Kathmandu Valley Run 2011

I don't often blog training runs, just races, but when my morning run was from Kathmandu up to the valley rim, it was a bit out of the ordinary and worth taking some snaps with my phone. I headed out at first light from my hotel in Tahachal and headed for the shortest escape route. Kathmandu is so polluted, even in the clearer air of early morning I was reluctant to run much in the city itself. It was only a mile to the ringroad - pretty quiet at this time of day - then I headed north running on the dirt road that parallels it until I reached the park with two great Buddha statues on the right. Opposite the park a lane led off the ring road and wound up into the hills. Freedom!

Kathmandu's ring road, like most of the town, is very chaotic and messy. Most of the buildings seem to be in a state of semi collapse and the road itself is in a bit of a state. The dirt road I was running on looked a bit like something from a war movie - fires smouldered everywhere (rubbish doused in petrol, burnt to get rid of the trash and also to keep people warm as they wait for buses or rides to work) and the tumbledown houses and general poverty were a bit of an assault on the senses. People seemed so happy though - cheerful despite the challenges. I hope they soon get a stable government and start seeing some of the things we take for granted - like having the garbage collected and managed somehow instead of it just piling up in the river, and some kind of control of the horrendous traffic and its dangerous levels of pollution. Once across the ring road, I found myself in a different world.

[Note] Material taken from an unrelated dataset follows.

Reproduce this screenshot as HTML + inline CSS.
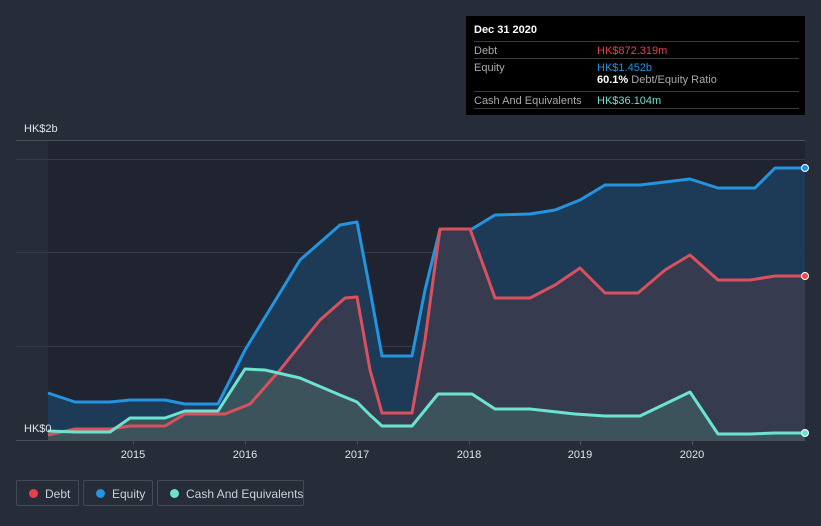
<!DOCTYPE html>
<html><head><style>
body{margin:0;background:#262c38;font-family:"Liberation Sans",sans-serif;}
.w{position:relative;width:821px;height:526px;overflow:hidden;background:#262c38}
.tip{position:absolute;left:466px;top:16px;width:339px;height:99px;background:#000;color:#fff;font-size:11px}
.tip .r{position:absolute;left:8px;right:6px;border-top:1px solid #3a3a3a;height:17px}
.tip span{position:absolute;top:3px;white-space:nowrap}
.leg{position:absolute;top:480px;height:26px;border:1px solid #434a56;border-radius:2px;color:#ccd0d6;font-size:12px;line-height:26px;box-sizing:border-box;white-space:nowrap}
.leg i{position:absolute;top:8px;width:9px;height:9px;border-radius:50%}
</style></head><body><div class="w">
<svg width="821" height="526" style="position:absolute;left:0;top:0">
<rect x="48" y="140" width="757" height="300" fill="#1f2430"/>
<g stroke="#353b47" stroke-width="1">
<line x1="16" y1="159.5" x2="805" y2="159.5"/><line x1="16" y1="252.5" x2="805" y2="252.5"/><line x1="16" y1="346.5" x2="805" y2="346.5"/>
</g>
<line x1="16" y1="140.5" x2="805" y2="140.5" stroke="#4a505c"/>
<line x1="16" y1="440.5" x2="805" y2="440.5" stroke="#4a505c"/>
<g stroke="#4a505c"><line x1="133.5" y1="440" x2="133.5" y2="445"/><line x1="245.5" y1="440" x2="245.5" y2="445"/><line x1="357.5" y1="440" x2="357.5" y2="445"/><line x1="469.5" y1="440" x2="469.5" y2="445"/><line x1="580.5" y1="440" x2="580.5" y2="445"/><line x1="692.5" y1="440" x2="692.5" y2="445"/></g>
<path d="M48,393 L75,402 110,402 130,400 165,400 185,404 218,404 245,350 300,260 340,225 357,222 370,290 382,356 412,356 425,290 440,229 472,229 495,215 530,214 555,210 580,200 605,185 640,185 690,179 718,188 755,188 775,168 805,168 L805,440 48,440Z" fill="#1d3e5c" opacity="0.9"/>
<path d="M48,435 L75,429 110,429 130,426 165,426 185,414 225,414 250,404 280,370 320,320 345,298 357,297 370,370 382,413 412,413 425,340 440,229 470,229 485,270 495,298 530,298 555,285 580,268 605,293 638,293 665,270 690,255 718,280 750,280 775,276 805,276 L805,440 48,440Z" fill="#3c3c4e" opacity="0.85"/>
<path d="M48,431 L75,432 110,432 130,418 165,418 185,411 218,411 245,369 265,370 300,378 340,395 357,402 370,415 382,426 412,426 425,410 438,394 472,394 495,409 530,409 575,414 605,416 640,416 690,392 718,434 750,434 775,433 805,433 L805,440 48,440Z" fill="#3e5a5e" opacity="0.8"/>
<g fill="none" stroke-width="3" stroke-linejoin="round">
<path d="M48,393 L75,402 110,402 130,400 165,400 185,404 218,404 245,350 300,260 340,225 357,222 370,290 382,356 412,356 425,290 440,229 472,229 495,215 530,214 555,210 580,200 605,185 640,185 690,179 718,188 755,188 775,168 805,168" stroke="#2394df"/>
<path d="M48,435 L75,429 110,429 130,426 165,426 185,414 225,414 250,404 280,370 320,320 345,298 357,297 370,370 382,413 412,413 425,340 440,229 470,229 485,270 495,298 530,298 555,285 580,268 605,293 638,293 665,270 690,255 718,280 750,280 775,276 805,276" stroke="#d9505e"/>
<path d="M48,431 L75,432 110,432 130,418 165,418 185,411 218,411 245,369 265,370 300,378 340,395 357,402 370,415 382,426 412,426 425,410 438,394 472,394 495,409 530,409 575,414 605,416 640,416 690,392 718,434 750,434 775,433 805,433" stroke="#6ce3d0"/>
</g>
<circle cx="805" cy="168" r="3.5" fill="#2394df" stroke="#fff" stroke-width="1"/>
<circle cx="805" cy="276" r="3.5" fill="#e84a55" stroke="#fff" stroke-width="1"/>
<circle cx="805" cy="433" r="3.5" fill="#6ce3d0" stroke="#fff" stroke-width="1"/>
<g fill="#e0e3e8" font-size="11" font-family="Liberation Sans,sans-serif">
<text x="24" y="132">HK$2b</text><text x="24" y="432">HK$0</text>
<g text-anchor="middle"><text x="133" y="458">2015</text><text x="245" y="458">2016</text><text x="357" y="458">2017</text><text x="469" y="458">2018</text><text x="580" y="458">2019</text><text x="692" y="458">2020</text></g>
</g>
</svg>
<div class="tip">
<div style="position:absolute;left:8px;top:8px;font-weight:bold">Dec 31 2020</div>
<div class="r" style="top:25px"><span style="color:#aaa">Debt</span><span style="left:123px;color:#e8404a">HK$872.319m</span></div>
<div class="r" style="top:42px"><span style="color:#aaa">Equity</span><span style="left:123px;color:#2394df">HK$1.452b</span></div>
<div class="r" style="top:58px;border-top:none"><span style="left:123px;top:0"><b>60.1%</b> <span style="position:static;color:#aaa">Debt/Equity Ratio</span></span></div>
<div class="r" style="top:75px"><span style="color:#aaa">Cash And Equivalents</span><span style="left:123px;color:#6ce3d0">HK$36.104m</span></div>
<div class="r" style="top:92px;height:0"></div>
</div>
<div class="leg" style="left:16px;width:63px"><i style="left:12px;background:#e8404a"></i><span style="position:absolute;left:28px">Debt</span></div>
<div class="leg" style="left:83px;width:70px"><i style="left:12px;background:#2394df"></i><span style="position:absolute;left:28px">Equity</span></div>
<div class="leg" style="left:157px;width:147px"><i style="left:12px;background:#6ce3d0"></i><span style="position:absolute;left:28px">Cash And Equivalents</span></div>
</div></body></html>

What began as a metalled road leading between houses soon zig zagged upward in to an exquisite valley - houses became fewer and eventually after passing a small village, with the temple bell ringing and worshippers gathering, I found myself on a dirt track that led right up thruogh some quarries to the valley rim. There was a small settlement there and the trail headed off to a higher part of the ridge, but I had only a couple of hours to spare between early morning meditation and the main meditation gathering at 10am, so I was content to peek over the ridge into the next valley and enjoy the sunrise before heading back down into the fumes and noise of Kathmandu. Don't get me wrong - I love the place! But the contrast between city and countryside here is stark and the conditions people live in are tough.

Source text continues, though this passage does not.